Today we dedicate this space to another great British leader, albeit merely a fictional creation:  Captain Jack Aubrey.

As I sat watching my DVD of Master and Commander the other night for the sixth or seventh time in as many years, I once again found myself, during a couple of scenes, with my eyes tightly shut, my stomach churning, all hunched up with my arms wrapped around myself, thinking,  “Now WHY am I watching this darn thing again?”

For one thing, I forget, from one year to the next, just how horrifying and nauseating the horrifying and nauseating parts really are.

On the other hand, the beautiful parts are really, really beautiful:  that awesome water; the Galapagos Islands; the jolly dinner-table scenes; the music — ah, the music!  Perhaps it shows that I’m a shallow person, but such aesthetic considerations are enough to hook me on a movie.

But the real reason I love this movie?  If you’ve seen it, you already know the answer:  It’s all about Aubrey.

The “master and commander” of the HMS Surprise — Captain “Lucky Jack” Aubrey — is one of the most memorable heroes in historical fiction. Russell Crowe brings Aubrey to life in what may be his greatest role — and Crowe has had many.  The reason even a queasy, violence-averse landlubber like me can be drawn over and over to this disturbing and bloody tale of one phase in the Napoleonic Wars is Jack Aubrey.  He is an unforgettable embodiment of true leadership — with all its complexities and moral quandaries, interpersonal challenges, relentless urgency, and heartrending no-win moments of decision.

The movie, released in 2003, remains highly popular.  I’m far from being the only one out there who’s bought the DVD and watched it multiple times.  I think that’s because we live in an age when true leadership seems rare among those in positions of leadership, those who should have it, but don’t. We crave that kind of leadership — and when we don’t see it in evidence among our real-life leaders, we look for it in literature and movies.

Jack Aubrey is the kind of leader we can respect.  He does whatever it takes for his men, his ship and his country.  His creed is the opposite of everything connoted by “political correctness.”  He sees good and evil in the world, and gives his all to the fight for the good.  He may not always make the right decision, but it’s not for lack of earnestly trying to do the right thing.  His mistakes result from errors in judgment, not slip-ups of moral character.   He is motivated by justice and loyalty, and for those things he is willing to sacrifice everything he has, up to and including life itself.
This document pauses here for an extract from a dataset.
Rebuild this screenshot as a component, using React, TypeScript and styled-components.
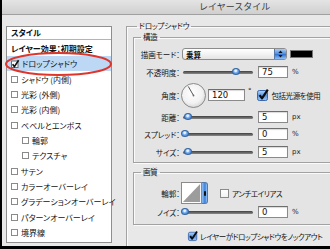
import React from "react";
import styled, { createGlobalStyle } from "styled-components";

const Global = createGlobalStyle`
  html, body { margin: 0; padding: 0; }
  body {
    width: 330px; height: 249px; overflow: hidden; background: #e8e8e8;
    font-family: "Noto Sans CJK JP", "Noto Sans", sans-serif;
    font-feature-settings: "palt";
    color: #111;
  }
`;

const Window = styled.div`
  width: 330px; height: 249px; box-sizing: border-box;
  border-left: 2px solid #000; border-bottom: 3px solid #000;
  display: flex; flex-direction: column; overflow: hidden;
  background: #e8e8e8;
`;

const TitleBar = styled.div`
  height: 14px; flex: none;
  background: linear-gradient(#e4e4e4, #cfcfcf);
  border-bottom: 1px solid #a0a0a0;
  padding-left: 197px;
  font-size: 9px; line-height: 14px; color: #3a3a3a;
  white-space: nowrap;
  font-feature-settings: normal;
`;

const Body = styled.div`
  flex: 1; display: flex; align-items: flex-start;
  padding: 6px 0 0 4px; gap: 14px; min-height: 0;
`;

/* ---------- left list ---------- */
const ListPanel = styled.div`
  position: relative; flex: none;
  margin-top: 5px; width: 106px; height: 217px; box-sizing: border-box;
  border: 1px solid #8e8e8e; background: #fff;
`;

const ListHeader = styled.div`
  height: 12px; line-height: 12px; padding-left: 4px;
  border-bottom: 1px solid #b4b4b4;
  font-size: 8px; font-weight: 700;
`;

const ListItem = styled.div<{ $h?: number; $indent?: boolean; $selected?: boolean; $bold?: boolean }>`
  display: flex; align-items: center; gap: 3px;
  height: ${(p) => p.$h ?? 15.36}px;
  padding-left: ${(p) => (p.$indent ? 15 : 4)}px;
  background: ${(p) => (p.$selected ? "#bcd8f4" : "transparent")};
  font-size: 8px; font-weight: ${(p) => (p.$bold ? 700 : 400)};
  white-space: nowrap;
`;

const SmallBox = styled.span`
  flex: none; width: 7px; height: 7px; box-sizing: border-box;
  border: 1px solid #8a8a8a; background: #fff;
`;

const Ring = styled.svg`
  position: absolute; left: -2px; top: 25px; overflow: visible;
`;

/* ---------- right groups ---------- */
const OuterGroup = styled.fieldset`
  flex: none; margin: 0; min-width: 0; width: 240px; height: 240px;
  box-sizing: border-box;
  border: none; border-top: 1px solid #a2a2a2; border-left: 1px solid #a2a2a2;
  box-shadow: inset 1px 1px 0 #fafafa;
  padding: 1px 12px 0 6px;
`;

const Legend = styled.legend<{ $ml: number }>`
  margin-left: ${(p) => p.$ml}px; padding: 0 2px;
  font-size: 7.5px; line-height: 10px; color: #111; letter-spacing: -0.2px;
`;

const SubGroup = styled.fieldset<{ $mt?: number; $pt: number; $pb: number }>`
  margin: ${(p) => p.$mt ?? 0}px 0 0 0; min-width: 0;
  border: 1px solid #a2a2a2;
  box-shadow: inset 1px 1px 0 #fafafa, 1px 1px 0 #fafafa;
  background: rgba(0, 0, 0, 0.015);
  padding: ${(p) => p.$pt}px 0 ${(p) => p.$pb}px 0;
  display: flex; flex-direction: column;
`;

const Row = styled.div<{ $h: number }>`
  display: flex; align-items: center; height: ${(p) => p.$h}px;
`;

const Label = styled.span`
  flex: none; width: 46px; text-align: right;
  font-size: 7.5px; white-space: nowrap;
`;

const Text = styled.span<{ $ml?: number }>`
  margin-left: ${(p) => p.$ml ?? 0}px; font-size: 7.5px; white-space: nowrap;
  letter-spacing: -0.45px;
`;

const Unit = styled.span<{ $ml?: number }>`
  margin-left: ${(p) => p.$ml ?? 4}px;
  font-family: "DejaVu Sans", sans-serif; font-size: 7px; color: #222;
`;

const Select = styled.div`
  flex: none; margin-left: 2px; width: 105px; height: 12px; box-sizing: border-box;
  display: flex; align-items: center; justify-content: space-between;
  border: 1px solid #8c8c8c; border-radius: 3px;
  background: linear-gradient(#ffffff, #f0f0f0 60%, #e4e4e4);
  padding-left: 3px; overflow: hidden;
  font-size: 7.5px; font-weight: 700;
`;

const Stepper = styled.span`
  flex: none; width: 11px; height: 100%;
  display: flex; align-items: center; justify-content: center;
  background: linear-gradient(#a9cdf6, #4c8de0 50%, #2d6fd0 51%, #8dc0f6);
  border-left: 1px solid #5578a8;
`;

const Swatch = styled.span`
  flex: none; margin-left: 3px; width: 23px; height: 8px;
  background: #000; border: 1px solid #777; box-sizing: border-box;
`;

const SliderWrap = styled.div<{ $ml?: number }>`
  position: relative; flex: none; margin-left: ${(p) => p.$ml ?? 3}px;
  width: 70px; height: 10px; display: flex; align-items: center;
`;

const Track = styled.span`
  width: 100%; height: 3px; border-radius: 2px;
  background: linear-gradient(#3f3f3f, #8a8a8a);
`;

const Thumb = styled.span`
  position: absolute; top: 1px; width: 8px; height: 7px; margin-left: -4px;
  border-radius: 50%; box-sizing: border-box;
  border: 1px solid #36659f;
  background: radial-gradient(circle at 45% 35%, #e2f0ff 0 18%, #73aaf0 45%, #2f6fc8 100%);
`;

const NumInput = styled.div<{ $w: number; $ml: number }>`
  flex: none; margin-left: ${(p) => p.$ml}px; width: ${(p) => p.$w}px; height: 12px;
  box-sizing: border-box; border: 1px solid #8a8a8a; border-top-color: #6e6e6e;
  background: #fff; padding-left: 3px;
  font-family: "DejaVu Sans", sans-serif; font-size: 8.5px; line-height: 10px; color: #111;
  box-shadow: inset 0 1px 1px rgba(0,0,0,0.15);
`;

const Dial = styled.svg`
  flex: none; margin-left: 1px;
`;

const Degree = styled.span`
  margin-left: 3px; align-self: flex-start; margin-top: 6px;
  font-family: "DejaVu Sans", sans-serif; font-size: 7px;
`;

const CheckIcon = styled.svg<{ $ml: number }>`
  flex: none; margin-left: ${(p) => p.$ml}px; overflow: visible;
`;

const EmptyCheck = styled.span<{ $ml: number }>`
  flex: none; margin-left: ${(p) => p.$ml}px; width: 9px; height: 9px; box-sizing: border-box;
  border: 1px solid #8a8a8a; background: linear-gradient(#fff, #f2f2f2);
`;

const Contour = styled.div`
  flex: none; margin-left: 1px; display: flex; height: 22px;
`;

const ContourSwatch = styled.svg`
  display: block; border: 1px solid #8a8a8a; box-sizing: border-box;
`;

const ContourBtn = styled.span`
  width: 6px; height: 22px; box-sizing: border-box; border-radius: 0 3px 3px 0;
  border: 1px solid #5578a8; border-left: none;
  background: linear-gradient(90deg, #8dbef4, #3c7fd8 60%, #9ac8f7);
  display: flex; align-items: center; justify-content: center;
`;

const ArrowMark = styled.span`
  width: 2px; height: 5px; background: #111; border-radius: 1px;
`;

const KnockRow = styled.div`
  display: flex; align-items: center; height: 14px;
  margin-top: 4px; padding-left: 55px;
`;

/* ---------- small drawings ---------- */
const AquaCheck = ({ size, ml }: { size: number; ml: number }) => (
  <CheckIcon $ml={ml} width={size} height={size} viewBox="0 0 12 12">
    <defs>
      <linearGradient id={`aq${size}`} x1="0" y1="0" x2="0" y2="1">
        <stop offset="0" stopColor="#b6d6f8" />
        <stop offset="0.5" stopColor="#5a96e4" />
        <stop offset="1" stopColor="#9cc8f6" />
      </linearGradient>
    </defs>
    <rect x="0.5" y="1.5" width="10" height="10" rx="1.8" fill={`url(#aq${size})`} stroke="#3a68ad" />
    <path d="M2.6 6.2 L5 9.4 L10.8 0.6" stroke="#0d0d0d" strokeWidth="2.2" fill="none" strokeLinejoin="round" />
  </CheckIcon>
);

const ListCheck = () => (
  <svg width="8" height="8" viewBox="0 0 8 8" style={{ flex: "none", overflow: "visible" }}>
    <rect x="0.5" y="1" width="6.5" height="6.5" fill="#fff" stroke="#6b6b6b" />
    <path d="M1.6 4.2 L3.4 6.6 L7.6 0.2" stroke="#111" strokeWidth="1.6" fill="none" />
  </svg>
);

type SliderProps = { pct: number; ml?: number };
const Slider = ({ pct, ml }: SliderProps) => (
  <SliderWrap $ml={ml}>
    <Track />
    <Thumb style={{ left: `${Math.max(pct * 0.7, 2)}px` }} />
  </SliderWrap>
);

const sliderRows = [
  { label: "距離：", value: "5", unit: "px", pct: 7, h: 16 },
  { label: "スプレッド：", value: "0", unit: "%", pct: 2, h: 18 },
  { label: "サイズ：", value: "5", unit: "px", pct: 7, h: 18 },
];

const listItems: { text: string; indent?: boolean }[] = [
  { text: "シャドウ (内側)" },
  { text: "光彩 (外側)" },
  { text: "光彩 (内側)" },
  { text: "ベベルとエンボス" },
  { text: "輪郭", indent: true },
  { text: "テクスチャ", indent: true },
  { text: "サテン" },
  { text: "カラーオーバーレイ" },
  { text: "グラデーションオーバーレイ" },
  { text: "パターンオーバーレイ" },
  { text: "境界線" },
];

export default function App() {
  const angle = 120;
  const rad = (angle * Math.PI) / 180;
  const nx = 12.5 + Math.cos(rad) * 10.5;
  const ny = 12.5 - Math.sin(rad) * 10.5;
  return (
    <>
      <Global />
      <Window>
        <TitleBar>レイヤースタイル</TitleBar>
        <Body>
          <ListPanel>
            <ListHeader>スタイル</ListHeader>
            <ListItem $h={16} $bold>レイヤー効果：初期設定</ListItem>
            <ListItem $selected>
              <ListCheck />
              ドロップシャドウ
            </ListItem>
            {listItems.map((it) => (
              <ListItem key={it.text} $indent={it.indent}>
                <SmallBox />
                {it.text}
              </ListItem>
            ))}
            <Ring width="107" height="24" viewBox="0 0 107 24">
              <ellipse cx="53.5" cy="12" rx="52.5" ry="11" fill="none" stroke="#e0352b" strokeWidth="2" />
            </Ring>
          </ListPanel>

          <OuterGroup>
            <Legend $ml={4}>ドロップシャドウ</Legend>
            <SubGroup $pt={3} $pb={1}>
              <Legend $ml={7}>構造</Legend>
              <Row $h={18}>
                <Label>描画モード：</Label>
                <Select>
                  乗算
                  <Stepper>
                    <svg width="5" height="8" viewBox="0 0 5 8">
                      <path d="M2.5 0.5 L4.6 3 H0.4 Z M2.5 7.5 L4.6 5 H0.4 Z" fill="#111" />
                    </svg>
                  </Stepper>
                </Select>
                <Swatch />
              </Row>
              <Row $h={18}>
                <Label>不透明度：</Label>
                <Slider pct={75} />
                <NumInput $w={30} $ml={5}>75</NumInput>
                <Unit>%</Unit>
              </Row>
              <Row $h={28}>
                <Label>角度：</Label>
                <Dial width="25" height="25" viewBox="0 0 25 25">
                  <defs>
                    <radialGradient id="dial" cx="0.45" cy="0.4" r="0.6">
                      <stop offset="0" stopColor="#ffffff" />
                      <stop offset="0.7" stopColor="#f2f2f2" />
                      <stop offset="1" stopColor="#d8d8d8" />
                    </radialGradient>
                  </defs>
                  <circle cx="12.5" cy="12.5" r="12" fill="url(#dial)" stroke="#8a8a8a" />
                  <line x1="12.5" y1="12.5" x2={nx} y2={ny} stroke="#555" strokeWidth="1" />
                  <circle cx="12.5" cy="12.5" r="0.9" fill="#666" />
                </Dial>
                <NumInput $w={37} $ml={2}>120</NumInput>
                <Degree>°</Degree>
                <AquaCheck size={12} ml={5} />
                <Text $ml={3}>包括光源を使用</Text>
              </Row>
              {sliderRows.map((r) => (
                <Row key={r.label} $h={r.h}>
                  <Label>{r.label}</Label>
                  <Slider pct={r.pct} />
                  <NumInput $w={30} $ml={5}>{r.value}</NumInput>
                  <Unit>{r.unit}</Unit>
                </Row>
              ))}
            </SubGroup>

            <SubGroup $mt={4} $pt={3} $pb={6}>
              <Legend $ml={7}>画質</Legend>
              <Row $h={26}>
                <Label>輪郭：</Label>
                <Contour>
                  <ContourSwatch width="21" height="22" viewBox="0 0 21 22">
                    <rect x="0" y="0" width="21" height="22" fill="#fff" />
                    <polygon points="1,21 20,1 20,21" fill="#9c9c9c" />
                  </ContourSwatch>
                  <ContourBtn>
                    <ArrowMark />
                  </ContourBtn>
                </Contour>
                <EmptyCheck $ml={12} />
                <Text $ml={3}>アンチエイリアス</Text>
              </Row>
              <Row $h={12}>
                <Label>ノイズ：</Label>
                <Slider pct={2} />
                <NumInput $w={30} $ml={5}>0</NumInput>
                <Unit>%</Unit>
              </Row>
            </SubGroup>

            <KnockRow>
              <AquaCheck size={10} ml={0} />
              <Text $ml={2}>レイヤーがドロップシャドウをノックアウト</Text>
            </KnockRow>
          </OuterGroup>
        </Body>
      </Window>
    </>
  );
}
And, most important of all in a leader, he knows how to inspire his men to do the same.

One of my favorite scenes from Master and Commander begins at the 2:34 mark in this rousing medley of great pre-battle speeches from the movies:

After watching the “Do you want to see a guillotine in Piccadilly?” scene the other night, I couldn’t help but imagine a contemporary version.

Visualize, if you will, Lt. Col. Allen West rallying his “troops” (that would be us, folks):

“Do you want to see a mosque at Ground Zero?”     “NO!!!

“Do you want to call that raggedy-ass Ayatollah your master?”     “NO!!!”

“Do you want your children to chant ‘Allahu akbar!’?”     “NO!!!”

Well, then, patriots… to your battle stations!